• Entries:
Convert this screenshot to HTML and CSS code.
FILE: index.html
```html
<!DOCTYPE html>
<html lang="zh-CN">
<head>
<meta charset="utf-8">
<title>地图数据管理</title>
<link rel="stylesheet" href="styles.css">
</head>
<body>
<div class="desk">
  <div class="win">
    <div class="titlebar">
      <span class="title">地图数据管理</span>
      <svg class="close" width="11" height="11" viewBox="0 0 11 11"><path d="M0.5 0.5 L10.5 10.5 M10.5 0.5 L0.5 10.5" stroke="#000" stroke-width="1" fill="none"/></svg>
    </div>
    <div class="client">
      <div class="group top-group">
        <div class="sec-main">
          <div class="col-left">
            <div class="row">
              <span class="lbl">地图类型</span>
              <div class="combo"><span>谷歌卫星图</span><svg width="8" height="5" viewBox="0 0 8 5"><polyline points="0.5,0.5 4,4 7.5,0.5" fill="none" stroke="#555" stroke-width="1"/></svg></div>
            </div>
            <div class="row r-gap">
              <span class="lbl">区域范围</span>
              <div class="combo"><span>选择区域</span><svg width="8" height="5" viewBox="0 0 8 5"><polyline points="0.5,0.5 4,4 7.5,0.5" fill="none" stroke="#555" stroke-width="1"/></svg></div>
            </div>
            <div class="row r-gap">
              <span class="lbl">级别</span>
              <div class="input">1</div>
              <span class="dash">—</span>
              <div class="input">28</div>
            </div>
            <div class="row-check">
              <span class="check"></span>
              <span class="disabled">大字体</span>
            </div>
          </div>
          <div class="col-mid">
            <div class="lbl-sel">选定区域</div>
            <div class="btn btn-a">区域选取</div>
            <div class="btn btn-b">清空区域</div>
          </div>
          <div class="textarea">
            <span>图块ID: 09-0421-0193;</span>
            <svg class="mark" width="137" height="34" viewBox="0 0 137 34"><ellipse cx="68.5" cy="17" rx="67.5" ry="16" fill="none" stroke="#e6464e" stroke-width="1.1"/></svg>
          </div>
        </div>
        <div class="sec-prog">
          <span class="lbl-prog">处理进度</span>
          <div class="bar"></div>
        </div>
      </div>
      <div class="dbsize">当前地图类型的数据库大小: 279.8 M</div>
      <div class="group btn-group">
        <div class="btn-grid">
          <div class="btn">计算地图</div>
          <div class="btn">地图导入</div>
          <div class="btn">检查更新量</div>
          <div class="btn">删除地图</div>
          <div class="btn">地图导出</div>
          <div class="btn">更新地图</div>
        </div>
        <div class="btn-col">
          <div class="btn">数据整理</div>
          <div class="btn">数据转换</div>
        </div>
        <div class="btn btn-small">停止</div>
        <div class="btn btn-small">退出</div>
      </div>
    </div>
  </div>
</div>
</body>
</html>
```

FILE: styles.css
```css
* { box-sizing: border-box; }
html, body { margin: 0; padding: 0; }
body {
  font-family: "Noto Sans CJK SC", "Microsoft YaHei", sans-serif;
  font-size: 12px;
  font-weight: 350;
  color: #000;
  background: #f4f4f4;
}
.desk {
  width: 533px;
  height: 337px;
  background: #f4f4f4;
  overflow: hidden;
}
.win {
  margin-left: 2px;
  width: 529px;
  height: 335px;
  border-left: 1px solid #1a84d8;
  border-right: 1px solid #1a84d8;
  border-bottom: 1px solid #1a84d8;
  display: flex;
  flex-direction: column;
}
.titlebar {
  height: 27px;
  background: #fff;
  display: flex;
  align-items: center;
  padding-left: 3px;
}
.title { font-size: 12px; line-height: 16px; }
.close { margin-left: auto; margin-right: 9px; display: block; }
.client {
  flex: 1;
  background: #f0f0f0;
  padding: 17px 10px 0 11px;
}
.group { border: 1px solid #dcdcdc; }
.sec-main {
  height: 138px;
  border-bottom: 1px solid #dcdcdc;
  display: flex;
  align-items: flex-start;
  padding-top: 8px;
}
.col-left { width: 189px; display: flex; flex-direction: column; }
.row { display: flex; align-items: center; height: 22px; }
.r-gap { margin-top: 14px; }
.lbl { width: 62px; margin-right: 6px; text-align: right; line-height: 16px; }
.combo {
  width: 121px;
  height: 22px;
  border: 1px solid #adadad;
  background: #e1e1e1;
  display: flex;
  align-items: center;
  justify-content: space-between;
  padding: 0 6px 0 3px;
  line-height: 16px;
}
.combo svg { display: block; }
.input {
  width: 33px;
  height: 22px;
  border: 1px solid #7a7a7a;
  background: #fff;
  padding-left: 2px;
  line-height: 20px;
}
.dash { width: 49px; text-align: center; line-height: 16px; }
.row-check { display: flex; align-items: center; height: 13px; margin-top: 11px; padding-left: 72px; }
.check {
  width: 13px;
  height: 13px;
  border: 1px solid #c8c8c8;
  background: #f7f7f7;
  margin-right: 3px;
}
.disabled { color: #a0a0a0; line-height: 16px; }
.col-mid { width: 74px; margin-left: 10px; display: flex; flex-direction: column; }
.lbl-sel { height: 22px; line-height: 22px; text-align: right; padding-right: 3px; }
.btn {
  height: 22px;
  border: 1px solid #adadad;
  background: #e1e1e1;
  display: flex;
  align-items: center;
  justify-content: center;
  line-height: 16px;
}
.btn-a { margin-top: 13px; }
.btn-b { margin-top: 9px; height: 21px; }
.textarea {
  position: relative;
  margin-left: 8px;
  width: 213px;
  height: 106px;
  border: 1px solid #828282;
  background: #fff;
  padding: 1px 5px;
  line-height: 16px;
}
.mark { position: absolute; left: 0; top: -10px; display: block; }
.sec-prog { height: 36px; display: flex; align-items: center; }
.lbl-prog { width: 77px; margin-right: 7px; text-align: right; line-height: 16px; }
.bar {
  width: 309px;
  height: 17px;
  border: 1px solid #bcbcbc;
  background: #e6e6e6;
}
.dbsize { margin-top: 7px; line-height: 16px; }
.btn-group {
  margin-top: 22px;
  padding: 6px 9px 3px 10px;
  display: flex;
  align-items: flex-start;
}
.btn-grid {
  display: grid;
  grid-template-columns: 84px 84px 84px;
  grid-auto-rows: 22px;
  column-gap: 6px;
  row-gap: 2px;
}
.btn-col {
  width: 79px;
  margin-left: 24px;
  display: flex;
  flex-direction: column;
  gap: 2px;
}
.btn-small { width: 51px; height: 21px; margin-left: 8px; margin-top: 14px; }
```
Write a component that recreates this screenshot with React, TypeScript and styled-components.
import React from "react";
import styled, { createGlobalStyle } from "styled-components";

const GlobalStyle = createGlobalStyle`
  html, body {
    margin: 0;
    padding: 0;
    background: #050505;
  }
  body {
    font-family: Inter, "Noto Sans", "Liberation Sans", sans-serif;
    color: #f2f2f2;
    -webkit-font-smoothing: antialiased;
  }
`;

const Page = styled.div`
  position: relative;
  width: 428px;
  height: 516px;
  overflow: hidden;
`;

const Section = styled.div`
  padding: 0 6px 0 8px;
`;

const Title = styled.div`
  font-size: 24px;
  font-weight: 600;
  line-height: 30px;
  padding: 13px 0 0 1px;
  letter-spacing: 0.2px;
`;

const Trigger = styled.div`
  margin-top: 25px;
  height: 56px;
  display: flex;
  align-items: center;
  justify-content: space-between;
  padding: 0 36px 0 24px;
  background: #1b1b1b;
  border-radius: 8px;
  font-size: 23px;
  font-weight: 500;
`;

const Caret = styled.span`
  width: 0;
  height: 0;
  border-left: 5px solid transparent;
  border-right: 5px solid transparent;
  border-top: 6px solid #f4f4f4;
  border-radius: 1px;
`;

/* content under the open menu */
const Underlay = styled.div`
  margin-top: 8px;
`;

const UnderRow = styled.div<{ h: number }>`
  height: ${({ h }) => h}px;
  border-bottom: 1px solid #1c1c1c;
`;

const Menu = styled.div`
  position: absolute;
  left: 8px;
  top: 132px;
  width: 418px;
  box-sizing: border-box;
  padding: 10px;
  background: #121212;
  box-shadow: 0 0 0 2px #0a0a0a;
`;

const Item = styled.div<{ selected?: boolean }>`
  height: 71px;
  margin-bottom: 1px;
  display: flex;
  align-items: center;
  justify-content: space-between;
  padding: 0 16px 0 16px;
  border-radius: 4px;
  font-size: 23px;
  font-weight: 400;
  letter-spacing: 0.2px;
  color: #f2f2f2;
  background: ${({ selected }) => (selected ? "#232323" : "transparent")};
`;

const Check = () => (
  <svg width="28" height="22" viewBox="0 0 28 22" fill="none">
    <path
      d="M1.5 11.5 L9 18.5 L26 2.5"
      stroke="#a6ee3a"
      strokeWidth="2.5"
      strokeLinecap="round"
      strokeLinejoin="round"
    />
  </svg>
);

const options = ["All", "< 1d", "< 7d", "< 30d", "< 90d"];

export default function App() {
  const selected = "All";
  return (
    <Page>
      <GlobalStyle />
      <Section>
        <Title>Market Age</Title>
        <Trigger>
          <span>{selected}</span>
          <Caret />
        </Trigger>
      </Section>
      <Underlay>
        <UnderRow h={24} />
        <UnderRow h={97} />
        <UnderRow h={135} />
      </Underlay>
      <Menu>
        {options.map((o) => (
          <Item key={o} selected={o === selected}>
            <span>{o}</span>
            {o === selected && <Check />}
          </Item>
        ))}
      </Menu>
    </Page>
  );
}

• Stated task:
Count the lines above in which the word "styled" appears, then state only that count.

• Answer to this problem:
11